All we’ll do below is simply load the data, then group by state and print a sorted count of incidents. For each strategy, we’ll keep track of compute time.
Benchmarks
Using read_csv
Here’s the traditional strategy: use read_csv
to load the data, and do the usual group_by() %>% count()
work.
microbenchmark(
read_csv("gun-violence-data_01-2013_03-2018.csv", progress = FALSE) %>%
group_by(state) %>%
count(sort = TRUE) %>%
print(),
times = 1,
unit = "s"
)$time/1e9
## # A tibble: 51 x 2
## # Groups: state [51]
## state n
## <chr> <int>
## 1 Illinois 17556
## 2 California 16306
## 3 Florida 15029
## 4 Texas 13577
## 5 Ohio 10244
## 6 New York 9712
## 7 Pennsylvania 8929
## 8 Georgia 8925
## 9 North Carolina 8739
## 10 Louisiana 8103
## # … with 41 more rows
## [1] 3.373726
Using fread
Here’s the same result, but loading with fread
. The cool part here, brought to us by dtplyr, is that we don’t have to bring the large data table into memory to use the group_by() %>% count()
verbs; we simply cast to lazy_dt
and then as_tibble
the much smaller results table for printing.
microbenchmark(
fread("gun-violence-data_01-2013_03-2018.csv") %>%
lazy_dt() %>%
group_by(state) %>%
count(sort = TRUE) %>%
as_tibble() %>%
print(),
times = 1,
unit = "s"
)$time/1e9
## # A tibble: 51 x 2
## state n
## <chr> <int>
## 1 Illinois 17556
## 2 California 16306
## 3 Florida 15029
## 4 Texas 13577
## 5 Ohio 10244
## 6 New York 9712
## 7 Pennsylvania 8929
## 8 Georgia 8925
## 9 North Carolina 8739
## 10 Louisiana 8103
## # … with 41 more rows
## [1] 1.161118
This method is about twice as fast!!!
What about objects already in memory?
Maybe the above performance gain isn’t that surprising: a lot of the above boost is likely due to speed improvements with fread
, which we already knew about.
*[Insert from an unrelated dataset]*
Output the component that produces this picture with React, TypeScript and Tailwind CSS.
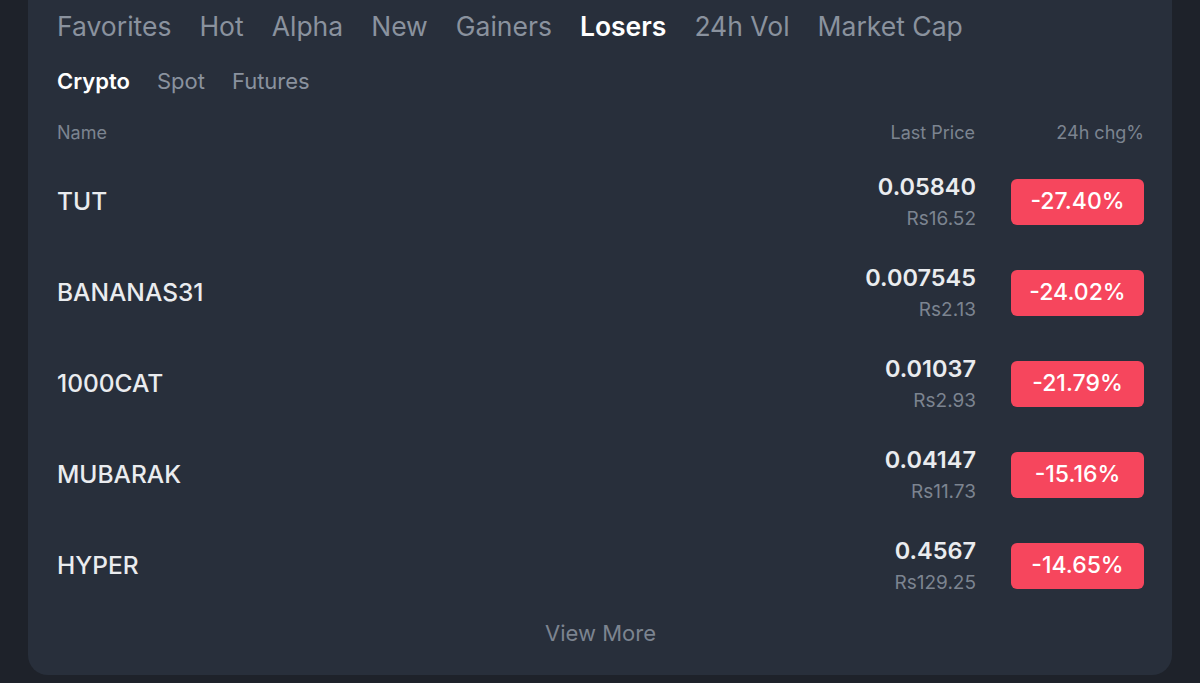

Does lazy_dt()
still save us time when data are already in memory?
Here, we load with read_csv
and store as the tibble dat_readr
. Then, we do the group_by() %>% count()
100 times.
dat_readr <- read_csv("gun-violence-data_01-2013_03-2018.csv", progress = FALSE)
microbenchmark(
dat_readr %>%
group_by(state) %>%
count(sort = TRUE),
times = 100
)
## Unit: milliseconds
## expr min lq
## dat_readr %>% group_by(state) %>% count(sort = TRUE) 9.454512 10.20473
## mean median uq max neval
## 11.15166 10.52119 11.14279 53.51589 100
Here, we use the same dat_readr
object, but cast it to lazy_dt
before doing the group_by() %>% count()
100 times.
microbenchmark(
dat_readr %>%
lazy_dt() %>%
group_by(state) %>%
count(sort = TRUE),
times = 100
)
## Unit: milliseconds
## expr min
## dat_readr %>% lazy_dt() %>% group_by(state) %>% count(sort = TRUE) 10.64056
## lq mean median uq max neval
## 11.99145 49.00027 14.5085 83.51196 243.6867 100
This second approach is actually slower, which totally made sense to me once I saw the answer! Why would taking extra steps to lazily evaluate something already in memory be faster? Doh!
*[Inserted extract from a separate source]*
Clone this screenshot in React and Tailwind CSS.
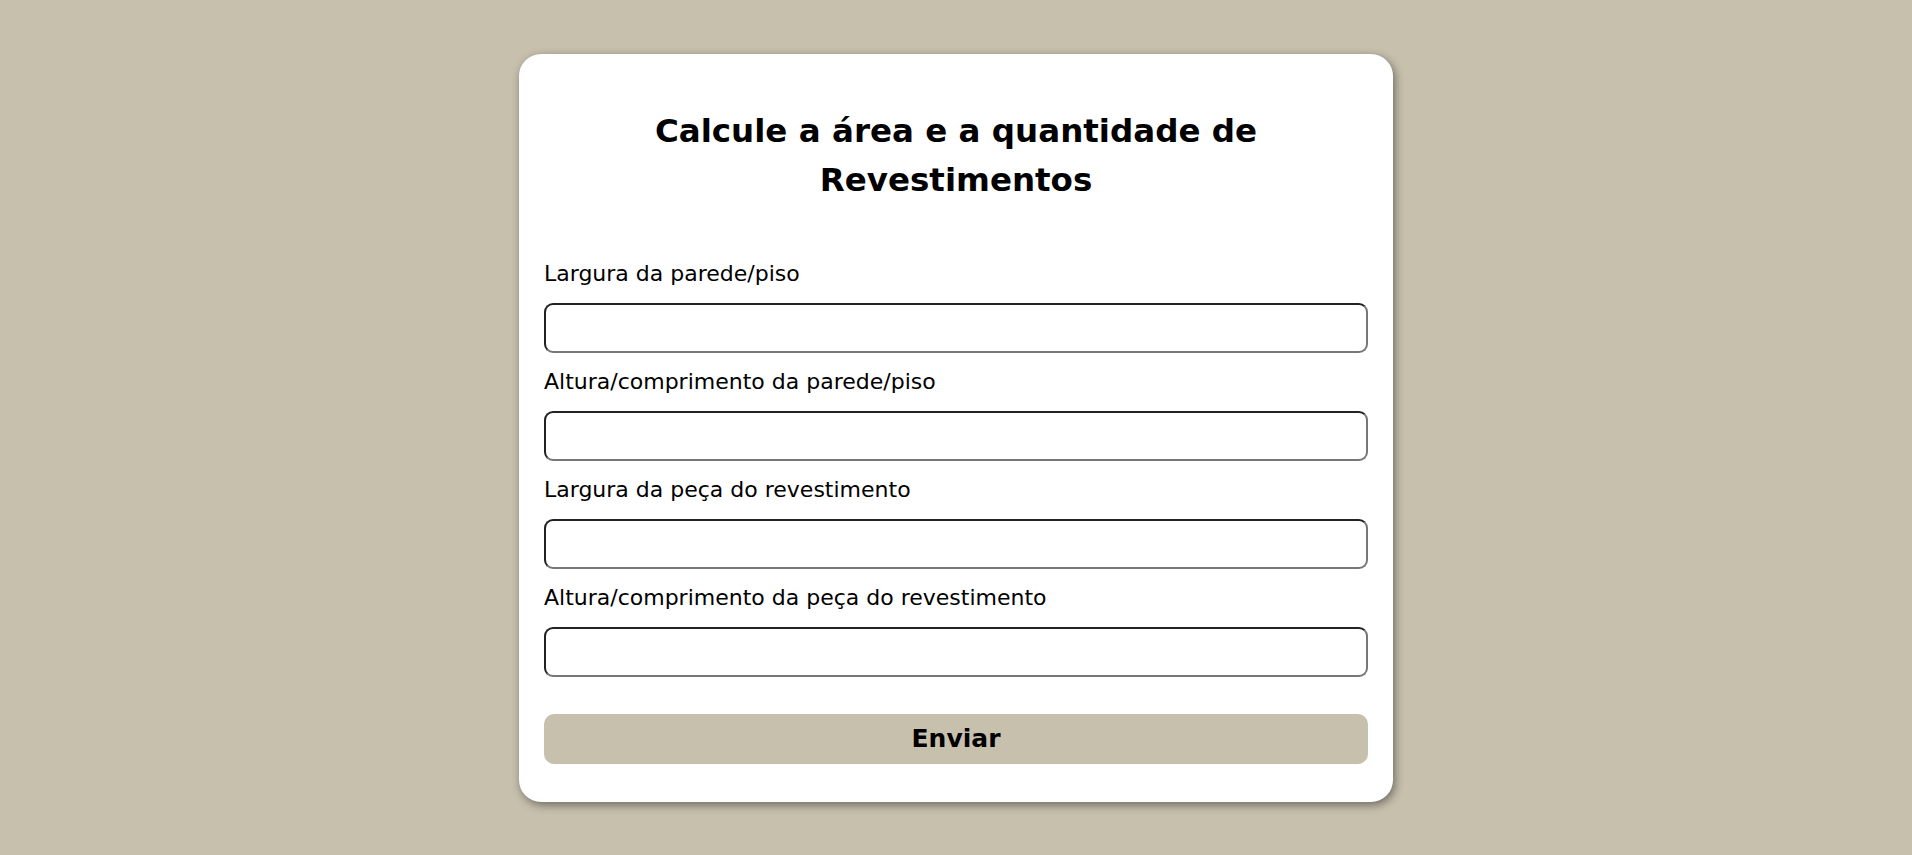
import { useState } from 'react';

const fields = [
  { id: 'larguraParede', label: 'Largura da parede/piso' },
  { id: 'alturaParede', label: 'Altura/comprimento da parede/piso' },
  { id: 'larguraPeca', label: 'Largura da peça do revestimento' },
  { id: 'alturaPeca', label: 'Altura/comprimento da peça do revestimento' },
];

export default function App() {
  const [values, setValues] = useState({});

  const handleChange = (id, value) => {
    setValues(prev => ({ ...prev, [id]: value }));
  };

  return (
    <div className="min-h-screen bg-[#c7c0ad] pt-[54px] font-['DejaVu_Sans',Verdana,sans-serif] text-black">
      <div className="mx-auto w-[874px] rounded-[22px] bg-white px-[25px] pt-[53px] pb-[38px] shadow-[2px_3px_10px_rgba(0,0,0,0.45)]">
        <h1 className="text-center text-[32.5px] font-bold leading-[49px]">
          Calcule a área e a quantidade de
          <br />
          Revestimentos
        </h1>
        <form className="mt-[56px] flex flex-col" onSubmit={e => e.preventDefault()}>
          {fields.map(field => (
            <div key={field.id} className="mb-[16px] flex flex-col">
              <label htmlFor={field.id} className="mb-[16px] text-[22px] leading-[26px]">
                {field.label}
              </label>
              <input
                id={field.id}
                type="number"
                value={values[field.id] || ''}
                onChange={e => handleChange(field.id, e.target.value)}
                className="h-[50px] rounded-[9px] border-2 border-t-[#222] border-l-[#222] border-b-[#777] border-r-[#777] bg-white px-2 text-[20px] outline-none"
              />
            </div>
          ))}
          <button
            type="submit"
            className="mt-[21px] h-[50px] rounded-[10px] bg-[#c7c0ad] text-[25px] font-bold"
          >
            Enviar
          </button>
        </form>
      </div>
    </div>
  );
}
For completeness, here’s the same example where we store an object dat_dt
using fread
.
dat_dt <- fread("gun-violence-data_01-2013_03-2018.csv")
microbenchmark(
dat_dt %>%
lazy_dt() %>%
group_by(state) %>%
count(sort = TRUE) %>%
as_tibble(),
times = 100
)
## Unit: milliseconds
## expr
## dat_dt %>% lazy_dt() %>% group_by(state) %>% count(sort = TRUE) %>% as_tibble()
## min lq mean median uq max neval
## 3.85039 4.322646 5.870348 4.492541 4.892027 63.86446 100
That’s at least 3 times faster! Word.